Before spending a week in New Mexico for the 22nd annual Santa Fe Wine and Chile Fiesta, I called my gastroenterologist to inquire about getting my esophagus lined with stainless steel. It seemed like the smart thing to do. The residents of New Mexico’s high desert utopia - perched at 7,000 feet – love wine as much as their art and hot peppers, and this four day festival is one of the finest, spiciest celebrations of food and drink in the country. I was going to need some kind of intestinal support network to wage this battle.

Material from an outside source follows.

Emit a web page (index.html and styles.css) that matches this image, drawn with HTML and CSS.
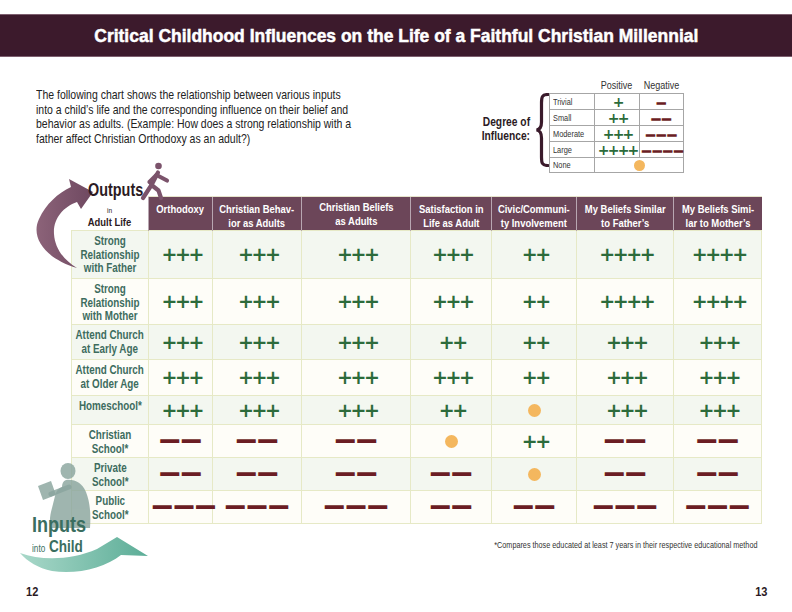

After surviving close to a week in that 402-year-old city, I can safely report that Santa Fe is alive and kicking with art, food and music. I learned some fun facts as well: the state dinosaur for starters, that it's the third-largest art mecca in America behind NYC and Los Angeles, the and that when a server asks you “green or red” after you order anything from oatmeal to a Ribeye you should respond with “Christmas”. Although being so far removed from an ocean can be tortuous for me, I hardly even noticed during my week there; I was too busy eating, drinking and taking in the culture.

The opening event of Wine and Chile Fiesta was the invitation only Trade Tasting at the Hotel El Dorado on Wednesday afternoon. I arrived early enough to set up our table and ready the nine Tablas Creek wines I’d be pouring. [A little business -- any accounts in New Mexico interested in Tablas Creek can find us through National Distributing Company.] It was nice to be pouring alongside fellow central coaster Jessica from Zaca Mesa who informed me after a half glass of Ruinart Champagne to mind my altitude. She was right. Something had felt off. Walking up from the parking garage alone had me huffing as if the lungs of Keith Richards were inside me. “Just drink a lot of water,” she added. I had researched restaurants around the city, and as the event filled up I was able to meet a lot of the buyers, managers and staff of wine loving establishments from Santa Fe down to Albuquerque and on up to Taos. A lot of good wineries were in the house. It was going to be a good week.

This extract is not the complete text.